[Stored data]

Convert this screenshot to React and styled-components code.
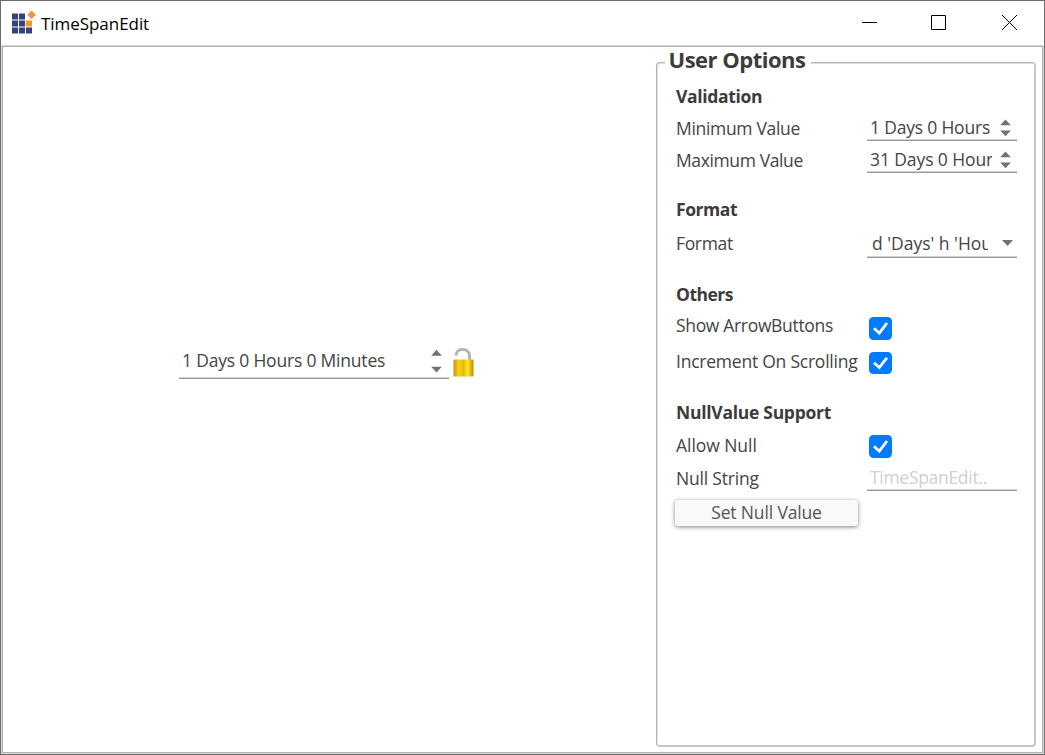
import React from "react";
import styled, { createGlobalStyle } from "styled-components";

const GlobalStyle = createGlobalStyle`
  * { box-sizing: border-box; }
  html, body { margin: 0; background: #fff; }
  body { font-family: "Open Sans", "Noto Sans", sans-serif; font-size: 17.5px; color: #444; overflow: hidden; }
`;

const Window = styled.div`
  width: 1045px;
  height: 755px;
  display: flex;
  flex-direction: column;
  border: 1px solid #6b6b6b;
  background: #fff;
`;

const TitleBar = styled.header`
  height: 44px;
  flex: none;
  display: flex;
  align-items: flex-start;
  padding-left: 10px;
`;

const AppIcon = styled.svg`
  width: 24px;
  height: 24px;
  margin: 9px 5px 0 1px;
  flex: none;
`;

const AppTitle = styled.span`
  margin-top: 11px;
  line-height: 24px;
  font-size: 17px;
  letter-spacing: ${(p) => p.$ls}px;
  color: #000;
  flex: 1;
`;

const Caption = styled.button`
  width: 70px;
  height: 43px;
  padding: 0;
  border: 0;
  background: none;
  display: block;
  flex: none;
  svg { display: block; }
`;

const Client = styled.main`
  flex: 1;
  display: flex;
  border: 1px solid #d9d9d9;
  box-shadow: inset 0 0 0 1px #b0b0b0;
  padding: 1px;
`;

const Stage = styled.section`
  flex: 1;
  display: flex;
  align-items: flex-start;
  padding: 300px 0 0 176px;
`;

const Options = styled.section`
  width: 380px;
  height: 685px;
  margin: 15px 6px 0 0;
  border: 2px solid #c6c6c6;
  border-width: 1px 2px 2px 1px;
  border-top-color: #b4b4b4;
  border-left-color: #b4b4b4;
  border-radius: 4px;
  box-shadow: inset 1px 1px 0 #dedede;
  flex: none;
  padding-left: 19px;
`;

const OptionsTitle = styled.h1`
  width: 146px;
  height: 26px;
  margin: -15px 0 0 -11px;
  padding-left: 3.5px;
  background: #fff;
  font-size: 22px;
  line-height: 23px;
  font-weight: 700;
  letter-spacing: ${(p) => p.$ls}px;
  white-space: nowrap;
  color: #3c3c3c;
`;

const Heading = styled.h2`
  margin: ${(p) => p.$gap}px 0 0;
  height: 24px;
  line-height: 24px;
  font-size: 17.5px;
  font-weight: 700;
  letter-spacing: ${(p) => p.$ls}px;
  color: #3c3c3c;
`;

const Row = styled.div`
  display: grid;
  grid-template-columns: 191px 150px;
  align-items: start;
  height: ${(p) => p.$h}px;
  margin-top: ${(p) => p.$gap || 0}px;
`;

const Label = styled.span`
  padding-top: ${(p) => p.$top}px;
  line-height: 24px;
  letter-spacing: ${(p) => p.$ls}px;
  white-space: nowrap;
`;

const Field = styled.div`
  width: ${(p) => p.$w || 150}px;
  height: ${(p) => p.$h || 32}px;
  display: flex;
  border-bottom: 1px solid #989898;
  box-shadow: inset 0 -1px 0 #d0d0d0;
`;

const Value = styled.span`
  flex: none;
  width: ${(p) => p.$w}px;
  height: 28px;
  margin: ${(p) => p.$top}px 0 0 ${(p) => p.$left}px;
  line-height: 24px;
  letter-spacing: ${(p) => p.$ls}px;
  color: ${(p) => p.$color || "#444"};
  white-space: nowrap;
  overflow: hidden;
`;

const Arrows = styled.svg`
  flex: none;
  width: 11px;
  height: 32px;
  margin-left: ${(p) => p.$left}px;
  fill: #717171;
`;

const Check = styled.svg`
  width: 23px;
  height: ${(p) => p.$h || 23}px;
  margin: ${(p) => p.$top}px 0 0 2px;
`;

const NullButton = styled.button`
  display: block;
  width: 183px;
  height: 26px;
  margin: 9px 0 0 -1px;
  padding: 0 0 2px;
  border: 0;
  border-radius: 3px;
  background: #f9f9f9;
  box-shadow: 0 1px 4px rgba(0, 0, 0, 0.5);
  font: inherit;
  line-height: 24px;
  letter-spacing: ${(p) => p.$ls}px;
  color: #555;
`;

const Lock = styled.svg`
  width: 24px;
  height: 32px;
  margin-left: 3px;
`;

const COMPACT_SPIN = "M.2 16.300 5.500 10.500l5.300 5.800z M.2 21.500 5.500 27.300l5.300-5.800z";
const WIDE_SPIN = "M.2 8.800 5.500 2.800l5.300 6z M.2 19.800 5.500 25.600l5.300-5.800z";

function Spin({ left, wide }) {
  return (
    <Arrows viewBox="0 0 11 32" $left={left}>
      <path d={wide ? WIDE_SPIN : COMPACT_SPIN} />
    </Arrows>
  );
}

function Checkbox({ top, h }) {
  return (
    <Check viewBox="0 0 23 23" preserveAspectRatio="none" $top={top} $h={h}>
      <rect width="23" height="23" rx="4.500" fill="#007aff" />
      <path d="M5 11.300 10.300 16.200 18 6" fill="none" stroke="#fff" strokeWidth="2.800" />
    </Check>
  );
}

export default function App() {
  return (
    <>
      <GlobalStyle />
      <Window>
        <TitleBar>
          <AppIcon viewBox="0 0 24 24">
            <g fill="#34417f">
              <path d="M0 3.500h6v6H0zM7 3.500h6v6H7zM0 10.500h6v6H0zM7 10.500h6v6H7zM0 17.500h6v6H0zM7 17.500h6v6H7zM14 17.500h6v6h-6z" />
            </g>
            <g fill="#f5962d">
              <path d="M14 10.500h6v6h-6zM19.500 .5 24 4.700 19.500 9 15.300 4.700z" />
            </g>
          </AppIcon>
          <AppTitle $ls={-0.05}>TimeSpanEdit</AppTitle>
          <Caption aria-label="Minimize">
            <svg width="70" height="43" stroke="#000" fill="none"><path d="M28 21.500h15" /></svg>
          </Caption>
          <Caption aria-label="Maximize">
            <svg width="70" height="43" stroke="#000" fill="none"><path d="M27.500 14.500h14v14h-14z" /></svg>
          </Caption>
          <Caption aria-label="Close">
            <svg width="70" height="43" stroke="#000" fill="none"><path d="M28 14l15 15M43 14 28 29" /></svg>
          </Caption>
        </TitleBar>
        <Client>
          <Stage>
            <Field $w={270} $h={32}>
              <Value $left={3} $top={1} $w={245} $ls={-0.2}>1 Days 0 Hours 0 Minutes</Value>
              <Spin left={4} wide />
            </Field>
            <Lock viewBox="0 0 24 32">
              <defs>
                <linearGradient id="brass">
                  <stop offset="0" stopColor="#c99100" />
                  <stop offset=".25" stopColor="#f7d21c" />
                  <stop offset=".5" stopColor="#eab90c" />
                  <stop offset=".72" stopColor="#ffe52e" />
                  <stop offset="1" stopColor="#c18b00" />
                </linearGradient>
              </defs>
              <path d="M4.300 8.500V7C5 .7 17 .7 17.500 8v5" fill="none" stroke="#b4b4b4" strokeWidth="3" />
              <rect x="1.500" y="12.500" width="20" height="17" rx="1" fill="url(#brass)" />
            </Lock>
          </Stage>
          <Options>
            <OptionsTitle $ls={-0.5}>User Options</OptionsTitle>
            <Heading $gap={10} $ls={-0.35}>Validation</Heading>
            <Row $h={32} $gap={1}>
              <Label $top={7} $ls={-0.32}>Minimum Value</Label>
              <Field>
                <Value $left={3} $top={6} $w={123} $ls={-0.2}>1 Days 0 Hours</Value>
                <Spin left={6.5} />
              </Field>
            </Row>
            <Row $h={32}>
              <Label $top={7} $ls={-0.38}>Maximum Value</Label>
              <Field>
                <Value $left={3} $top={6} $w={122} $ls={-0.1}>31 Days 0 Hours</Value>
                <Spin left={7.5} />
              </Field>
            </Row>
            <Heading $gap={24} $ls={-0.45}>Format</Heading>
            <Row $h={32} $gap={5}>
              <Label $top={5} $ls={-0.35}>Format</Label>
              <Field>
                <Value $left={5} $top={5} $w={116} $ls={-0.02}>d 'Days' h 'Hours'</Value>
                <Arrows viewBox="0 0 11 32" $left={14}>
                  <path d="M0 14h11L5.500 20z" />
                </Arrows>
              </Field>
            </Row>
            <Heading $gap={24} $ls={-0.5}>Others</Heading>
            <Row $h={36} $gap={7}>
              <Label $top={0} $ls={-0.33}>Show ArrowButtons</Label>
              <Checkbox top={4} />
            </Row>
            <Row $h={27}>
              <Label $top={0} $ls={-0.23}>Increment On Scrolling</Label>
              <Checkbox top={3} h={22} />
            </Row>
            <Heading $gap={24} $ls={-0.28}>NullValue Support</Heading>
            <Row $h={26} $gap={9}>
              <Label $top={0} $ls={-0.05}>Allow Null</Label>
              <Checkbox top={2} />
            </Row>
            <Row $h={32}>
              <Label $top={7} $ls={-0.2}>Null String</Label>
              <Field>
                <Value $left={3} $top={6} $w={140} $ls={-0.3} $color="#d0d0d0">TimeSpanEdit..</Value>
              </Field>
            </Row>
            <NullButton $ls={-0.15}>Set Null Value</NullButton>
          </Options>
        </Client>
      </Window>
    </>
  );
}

* * *

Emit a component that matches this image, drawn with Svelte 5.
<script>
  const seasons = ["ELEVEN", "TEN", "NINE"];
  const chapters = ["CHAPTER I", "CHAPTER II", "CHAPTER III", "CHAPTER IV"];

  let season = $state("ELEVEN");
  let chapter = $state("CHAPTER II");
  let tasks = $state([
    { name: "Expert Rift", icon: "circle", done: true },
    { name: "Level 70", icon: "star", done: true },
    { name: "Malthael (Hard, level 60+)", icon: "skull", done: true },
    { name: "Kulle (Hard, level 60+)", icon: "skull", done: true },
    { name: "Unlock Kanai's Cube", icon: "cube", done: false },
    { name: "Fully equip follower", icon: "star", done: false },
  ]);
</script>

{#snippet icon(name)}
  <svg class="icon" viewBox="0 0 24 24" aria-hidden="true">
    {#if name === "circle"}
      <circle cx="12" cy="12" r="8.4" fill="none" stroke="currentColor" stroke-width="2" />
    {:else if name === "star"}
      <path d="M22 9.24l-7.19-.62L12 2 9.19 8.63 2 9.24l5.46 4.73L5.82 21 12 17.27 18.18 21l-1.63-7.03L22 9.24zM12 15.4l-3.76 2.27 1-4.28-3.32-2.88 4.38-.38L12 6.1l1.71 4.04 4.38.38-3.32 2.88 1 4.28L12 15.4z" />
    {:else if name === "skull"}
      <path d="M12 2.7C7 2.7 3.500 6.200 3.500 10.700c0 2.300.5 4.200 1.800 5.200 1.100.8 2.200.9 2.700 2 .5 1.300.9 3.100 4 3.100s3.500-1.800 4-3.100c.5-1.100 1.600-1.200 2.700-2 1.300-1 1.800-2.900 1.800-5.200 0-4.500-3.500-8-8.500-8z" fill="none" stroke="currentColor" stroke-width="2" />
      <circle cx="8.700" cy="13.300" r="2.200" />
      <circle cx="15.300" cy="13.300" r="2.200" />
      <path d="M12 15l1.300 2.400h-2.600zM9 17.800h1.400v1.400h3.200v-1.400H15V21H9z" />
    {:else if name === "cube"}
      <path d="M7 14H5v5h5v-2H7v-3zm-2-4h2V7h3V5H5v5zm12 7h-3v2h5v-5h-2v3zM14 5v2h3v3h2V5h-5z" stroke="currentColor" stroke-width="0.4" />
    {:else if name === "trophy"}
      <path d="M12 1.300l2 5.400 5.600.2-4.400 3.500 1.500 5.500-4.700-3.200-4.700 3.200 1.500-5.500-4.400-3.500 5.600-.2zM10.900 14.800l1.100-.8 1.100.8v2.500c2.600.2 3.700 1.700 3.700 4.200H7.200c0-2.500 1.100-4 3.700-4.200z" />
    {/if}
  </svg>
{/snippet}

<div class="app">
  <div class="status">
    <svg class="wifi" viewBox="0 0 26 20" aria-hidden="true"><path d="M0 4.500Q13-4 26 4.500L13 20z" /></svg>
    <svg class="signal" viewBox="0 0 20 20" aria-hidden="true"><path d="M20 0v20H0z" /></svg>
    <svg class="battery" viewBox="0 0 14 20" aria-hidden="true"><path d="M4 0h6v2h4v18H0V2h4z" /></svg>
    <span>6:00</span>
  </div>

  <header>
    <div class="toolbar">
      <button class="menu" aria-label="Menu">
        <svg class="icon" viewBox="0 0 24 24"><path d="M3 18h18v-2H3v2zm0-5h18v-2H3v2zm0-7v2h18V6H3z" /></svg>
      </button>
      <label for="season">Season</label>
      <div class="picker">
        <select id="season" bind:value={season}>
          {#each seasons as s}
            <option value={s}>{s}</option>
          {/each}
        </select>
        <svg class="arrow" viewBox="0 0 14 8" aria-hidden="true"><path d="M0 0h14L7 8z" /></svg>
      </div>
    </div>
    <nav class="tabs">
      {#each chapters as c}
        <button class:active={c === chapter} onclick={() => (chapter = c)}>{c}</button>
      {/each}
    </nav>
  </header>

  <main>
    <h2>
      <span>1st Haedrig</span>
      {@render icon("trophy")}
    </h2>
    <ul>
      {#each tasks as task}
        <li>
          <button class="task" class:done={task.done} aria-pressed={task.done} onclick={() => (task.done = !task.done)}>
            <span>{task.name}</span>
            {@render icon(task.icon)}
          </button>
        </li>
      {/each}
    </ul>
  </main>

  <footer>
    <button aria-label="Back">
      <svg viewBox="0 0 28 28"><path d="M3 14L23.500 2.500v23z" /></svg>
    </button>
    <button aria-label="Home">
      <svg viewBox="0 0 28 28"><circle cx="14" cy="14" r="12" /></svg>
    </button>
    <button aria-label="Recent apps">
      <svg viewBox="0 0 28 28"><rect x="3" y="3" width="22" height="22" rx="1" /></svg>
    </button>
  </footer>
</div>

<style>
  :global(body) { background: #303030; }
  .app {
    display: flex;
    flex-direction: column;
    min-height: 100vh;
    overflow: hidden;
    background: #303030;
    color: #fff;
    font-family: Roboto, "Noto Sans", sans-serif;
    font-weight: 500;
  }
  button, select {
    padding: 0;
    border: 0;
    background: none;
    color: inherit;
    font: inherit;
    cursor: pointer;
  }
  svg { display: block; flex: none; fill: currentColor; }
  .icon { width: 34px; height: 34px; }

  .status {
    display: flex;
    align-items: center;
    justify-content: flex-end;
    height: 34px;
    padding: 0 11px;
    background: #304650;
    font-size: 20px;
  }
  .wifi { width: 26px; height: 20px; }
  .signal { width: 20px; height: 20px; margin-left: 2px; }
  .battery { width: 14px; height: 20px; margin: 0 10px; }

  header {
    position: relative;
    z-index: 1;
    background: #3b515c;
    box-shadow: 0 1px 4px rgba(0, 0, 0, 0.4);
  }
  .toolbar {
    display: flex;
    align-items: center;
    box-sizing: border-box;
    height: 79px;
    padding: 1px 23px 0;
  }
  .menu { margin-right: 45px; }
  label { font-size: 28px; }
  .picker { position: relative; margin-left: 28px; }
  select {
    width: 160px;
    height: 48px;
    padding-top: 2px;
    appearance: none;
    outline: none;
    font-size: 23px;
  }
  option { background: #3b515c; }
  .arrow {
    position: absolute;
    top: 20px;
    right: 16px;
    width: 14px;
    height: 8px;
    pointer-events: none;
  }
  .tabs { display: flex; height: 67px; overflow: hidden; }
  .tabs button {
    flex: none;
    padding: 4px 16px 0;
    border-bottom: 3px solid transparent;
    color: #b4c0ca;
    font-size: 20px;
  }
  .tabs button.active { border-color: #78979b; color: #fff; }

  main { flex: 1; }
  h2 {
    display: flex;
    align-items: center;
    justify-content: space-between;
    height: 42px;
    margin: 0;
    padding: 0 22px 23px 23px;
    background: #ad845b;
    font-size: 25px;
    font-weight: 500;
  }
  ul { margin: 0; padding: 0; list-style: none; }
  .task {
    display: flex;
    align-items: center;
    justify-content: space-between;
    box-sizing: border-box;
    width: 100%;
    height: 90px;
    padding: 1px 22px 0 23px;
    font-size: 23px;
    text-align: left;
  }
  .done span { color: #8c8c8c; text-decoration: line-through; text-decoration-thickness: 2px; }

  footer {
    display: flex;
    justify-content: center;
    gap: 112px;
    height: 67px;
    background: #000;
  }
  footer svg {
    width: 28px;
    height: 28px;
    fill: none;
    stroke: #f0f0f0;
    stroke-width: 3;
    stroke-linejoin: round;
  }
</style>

* * *

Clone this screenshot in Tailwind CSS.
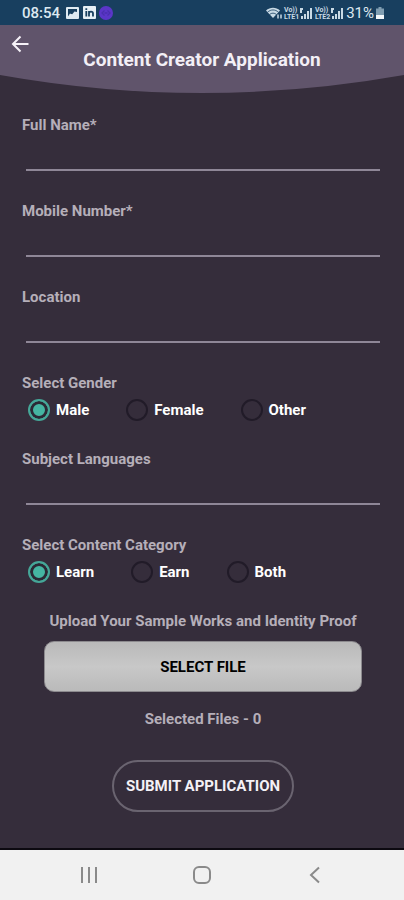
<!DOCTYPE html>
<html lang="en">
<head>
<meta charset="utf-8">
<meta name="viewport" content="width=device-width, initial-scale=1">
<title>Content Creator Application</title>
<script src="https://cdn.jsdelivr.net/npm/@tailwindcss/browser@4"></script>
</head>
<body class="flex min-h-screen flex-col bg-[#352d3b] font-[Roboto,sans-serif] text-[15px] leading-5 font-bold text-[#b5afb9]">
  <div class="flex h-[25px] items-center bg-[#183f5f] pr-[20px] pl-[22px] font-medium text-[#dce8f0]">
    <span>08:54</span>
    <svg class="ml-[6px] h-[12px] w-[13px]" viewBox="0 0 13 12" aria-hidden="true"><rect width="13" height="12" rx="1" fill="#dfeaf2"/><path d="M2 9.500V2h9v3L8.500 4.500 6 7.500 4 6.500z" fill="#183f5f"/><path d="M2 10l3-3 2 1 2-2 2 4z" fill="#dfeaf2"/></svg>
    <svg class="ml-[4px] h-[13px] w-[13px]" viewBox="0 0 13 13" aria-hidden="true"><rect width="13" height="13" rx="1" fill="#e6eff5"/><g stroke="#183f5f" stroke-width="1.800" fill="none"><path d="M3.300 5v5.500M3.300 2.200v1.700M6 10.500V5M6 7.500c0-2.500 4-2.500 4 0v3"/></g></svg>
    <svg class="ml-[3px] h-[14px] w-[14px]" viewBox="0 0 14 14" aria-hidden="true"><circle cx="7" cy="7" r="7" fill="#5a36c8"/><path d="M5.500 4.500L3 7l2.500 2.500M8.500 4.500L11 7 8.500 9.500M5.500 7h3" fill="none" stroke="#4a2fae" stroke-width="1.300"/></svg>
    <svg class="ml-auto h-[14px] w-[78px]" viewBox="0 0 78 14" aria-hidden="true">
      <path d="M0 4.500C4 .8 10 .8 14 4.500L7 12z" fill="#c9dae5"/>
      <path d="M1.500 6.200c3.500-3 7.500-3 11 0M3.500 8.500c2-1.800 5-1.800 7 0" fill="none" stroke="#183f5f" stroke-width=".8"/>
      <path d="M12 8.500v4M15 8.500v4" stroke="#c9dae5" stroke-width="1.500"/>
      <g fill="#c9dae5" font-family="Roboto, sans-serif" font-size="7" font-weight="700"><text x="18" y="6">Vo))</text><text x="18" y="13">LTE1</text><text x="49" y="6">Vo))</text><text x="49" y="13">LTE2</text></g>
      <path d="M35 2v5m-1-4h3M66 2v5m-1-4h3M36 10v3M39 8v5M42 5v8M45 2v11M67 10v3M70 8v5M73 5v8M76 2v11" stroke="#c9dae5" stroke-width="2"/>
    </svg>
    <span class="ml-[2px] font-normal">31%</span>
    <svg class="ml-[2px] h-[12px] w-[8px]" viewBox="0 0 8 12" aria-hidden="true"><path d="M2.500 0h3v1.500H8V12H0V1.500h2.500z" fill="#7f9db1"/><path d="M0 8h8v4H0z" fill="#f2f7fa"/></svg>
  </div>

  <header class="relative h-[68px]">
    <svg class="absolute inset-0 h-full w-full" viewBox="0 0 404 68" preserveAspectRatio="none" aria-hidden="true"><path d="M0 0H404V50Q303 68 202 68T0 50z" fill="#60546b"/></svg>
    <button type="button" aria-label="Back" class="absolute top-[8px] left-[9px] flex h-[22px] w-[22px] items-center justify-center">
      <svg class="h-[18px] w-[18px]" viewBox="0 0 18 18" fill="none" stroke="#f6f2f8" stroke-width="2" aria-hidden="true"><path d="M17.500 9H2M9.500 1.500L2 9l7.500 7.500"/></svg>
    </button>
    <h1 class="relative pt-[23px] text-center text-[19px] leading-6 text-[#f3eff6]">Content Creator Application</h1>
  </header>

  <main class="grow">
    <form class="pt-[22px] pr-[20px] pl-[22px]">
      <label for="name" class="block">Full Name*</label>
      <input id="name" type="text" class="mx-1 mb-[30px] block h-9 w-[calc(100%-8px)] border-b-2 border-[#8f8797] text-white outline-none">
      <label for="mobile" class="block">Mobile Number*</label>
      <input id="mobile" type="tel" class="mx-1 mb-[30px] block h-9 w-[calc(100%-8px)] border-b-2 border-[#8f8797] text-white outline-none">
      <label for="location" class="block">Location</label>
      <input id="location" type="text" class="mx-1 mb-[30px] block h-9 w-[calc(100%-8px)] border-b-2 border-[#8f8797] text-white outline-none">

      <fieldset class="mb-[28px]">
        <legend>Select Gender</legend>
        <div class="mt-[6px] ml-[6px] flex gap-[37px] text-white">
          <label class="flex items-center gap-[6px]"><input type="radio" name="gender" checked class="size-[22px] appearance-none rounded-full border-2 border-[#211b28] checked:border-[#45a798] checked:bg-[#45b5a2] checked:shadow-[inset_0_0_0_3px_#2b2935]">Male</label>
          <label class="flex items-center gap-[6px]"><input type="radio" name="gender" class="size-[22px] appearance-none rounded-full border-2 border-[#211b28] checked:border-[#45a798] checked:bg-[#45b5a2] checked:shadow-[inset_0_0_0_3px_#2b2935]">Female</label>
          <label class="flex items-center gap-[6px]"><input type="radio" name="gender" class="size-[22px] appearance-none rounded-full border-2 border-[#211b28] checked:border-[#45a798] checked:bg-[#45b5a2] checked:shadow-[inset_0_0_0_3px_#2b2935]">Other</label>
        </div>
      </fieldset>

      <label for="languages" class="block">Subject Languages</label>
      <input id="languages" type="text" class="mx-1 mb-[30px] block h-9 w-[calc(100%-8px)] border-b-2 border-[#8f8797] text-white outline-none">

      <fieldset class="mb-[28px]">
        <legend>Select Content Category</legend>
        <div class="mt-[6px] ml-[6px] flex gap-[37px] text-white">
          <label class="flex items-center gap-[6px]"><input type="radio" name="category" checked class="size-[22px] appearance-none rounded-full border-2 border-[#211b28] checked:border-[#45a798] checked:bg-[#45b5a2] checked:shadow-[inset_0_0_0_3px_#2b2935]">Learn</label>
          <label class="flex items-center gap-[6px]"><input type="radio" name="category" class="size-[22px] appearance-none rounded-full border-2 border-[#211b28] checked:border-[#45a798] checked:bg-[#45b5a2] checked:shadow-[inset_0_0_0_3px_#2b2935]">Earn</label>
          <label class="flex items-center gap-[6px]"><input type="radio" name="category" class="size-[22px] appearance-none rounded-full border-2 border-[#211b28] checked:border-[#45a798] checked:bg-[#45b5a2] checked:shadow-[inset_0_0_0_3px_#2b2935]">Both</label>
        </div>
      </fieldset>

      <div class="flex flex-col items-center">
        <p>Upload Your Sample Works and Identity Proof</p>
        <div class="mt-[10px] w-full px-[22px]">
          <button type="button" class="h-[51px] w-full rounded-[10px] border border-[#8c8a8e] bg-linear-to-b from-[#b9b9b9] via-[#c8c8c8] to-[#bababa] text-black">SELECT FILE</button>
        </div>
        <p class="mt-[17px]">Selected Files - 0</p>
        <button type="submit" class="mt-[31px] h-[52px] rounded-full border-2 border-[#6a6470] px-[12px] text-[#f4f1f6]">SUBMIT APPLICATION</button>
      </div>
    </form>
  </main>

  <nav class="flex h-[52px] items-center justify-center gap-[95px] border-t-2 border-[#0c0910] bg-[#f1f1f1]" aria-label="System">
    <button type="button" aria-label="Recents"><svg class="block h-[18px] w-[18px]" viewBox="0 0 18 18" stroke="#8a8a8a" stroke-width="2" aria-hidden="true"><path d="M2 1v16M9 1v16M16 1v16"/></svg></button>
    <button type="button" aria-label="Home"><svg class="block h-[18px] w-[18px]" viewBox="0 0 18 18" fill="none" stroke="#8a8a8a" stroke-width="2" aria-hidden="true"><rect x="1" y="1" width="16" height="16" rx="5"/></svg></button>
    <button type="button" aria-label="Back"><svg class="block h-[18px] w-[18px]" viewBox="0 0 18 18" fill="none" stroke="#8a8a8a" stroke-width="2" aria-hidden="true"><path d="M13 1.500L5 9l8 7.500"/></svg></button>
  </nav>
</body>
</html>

■ WHAT YOU NEED TO DO ■
Determine how many lines of the material include the string "components". Output only that count.

■ REPLY ■
2